Skye - Release Notes
v1.0.0
Overview
Initial open-source release of Skye, BharatMLStack's vector similarity search platform. This release represents a complete re-architecture of the internal VSS (Vector Similarity Search) service, addressing scalability, resilience, and operational efficiency challenges from the previous generation.
What's New
Architecture
- Model-first hierarchy: Models at the base level with variants nested within, eliminating embedding duplication across tenants
- Entity-based data split: Separate embedding and aggregator tables per entity type (catalog, product, user)
- Event-driven admin flows: Kafka-based model lifecycle management with SQL-backed state persistence
- Pluggable vector DB support: Generic vector database abstraction replacing vendor-specific tight coupling
Serving
- Multi-layer caching: In-memory cache + Redis distributed cache for low-latency similarity search
- Indexed-only search:
search_indexed_onlyflag prevents brute-force fallback on partially indexed collections - Pagination support: Service-level pagination for clients
- Separate search/index embeddings: Models can use different embedding spaces for search and indexing
Ingestion
- Shared embeddings across variants: Single ingestion per model with parallel variant processing
- Generic RT consumer schema: Simplified onboarding for new real-time data sources
- Retry topic: Automatic capture and reprocessing of failed ingestion events
- EOF to all partitions: Ensures complete data consumption before processing completion
Operations
- API-based model onboarding: Register models and variants via REST API (replaces manual Databricks-only flow)

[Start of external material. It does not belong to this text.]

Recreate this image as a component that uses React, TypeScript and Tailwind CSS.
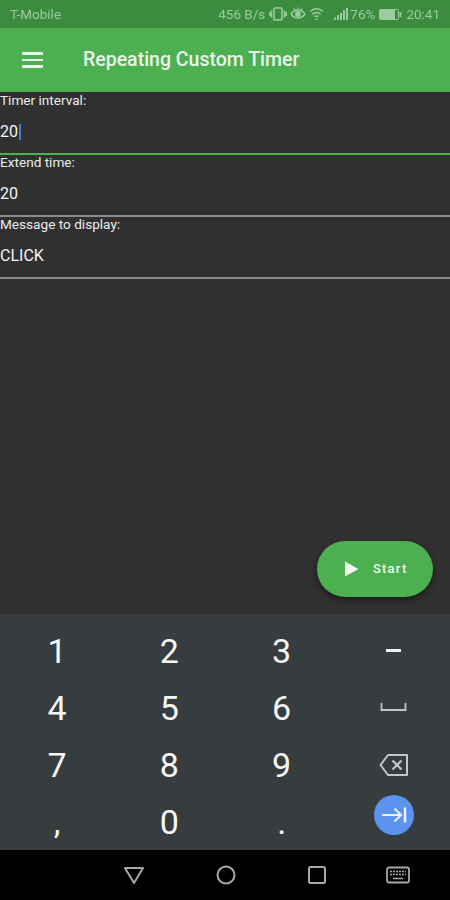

- Automated cluster provisioning: Scripted setup for consistent vector DB cluster configurations
- Experiment isolation: Dedicated EKS and vector DB clusters for experiments
- Comprehensive observability: Per-model + per-variant metrics for latency, throughput, error rates, and cache effectiveness
Improvements Over Previous Architecture
| Area | Before | After |
|---|---|---|
| Embedding storage | Duplicated per tenant | Shared per model |
| Vector DB coupling | Tightly coupled to Qdrant | Pluggable via generic interface |
| State management | In-pod synchronous thread | Event-driven with SQL backing |
| Consumer handling | Paused during ingestion | No pausing; concurrent writes |
| Cluster setup | Manual, error-prone | Automated, consistent |
| Experiment infra | Shared with production | Isolated clusters |
| Failure recovery | Manual intervention | Retry topics + snapshots |
| Observability | Generic alerts | Model + variant level metrics |
Known Limitations
- Snapshot restore is currently supported for smaller indexes only
- Pagination is handled at the service level (not natively by the vector DB)
- Horizontal scaling of vector DB clusters requires running provisioning scripts
Technology Stack
- Language: Go
- Vector Database: Qdrant (pluggable)
- Storage: ScyllaDB
- Cache: Redis + In-Memory
- Message Queue: Kafka
- Configuration: ZooKeeper / etcd
- Orchestration: Kubernetes (EKS)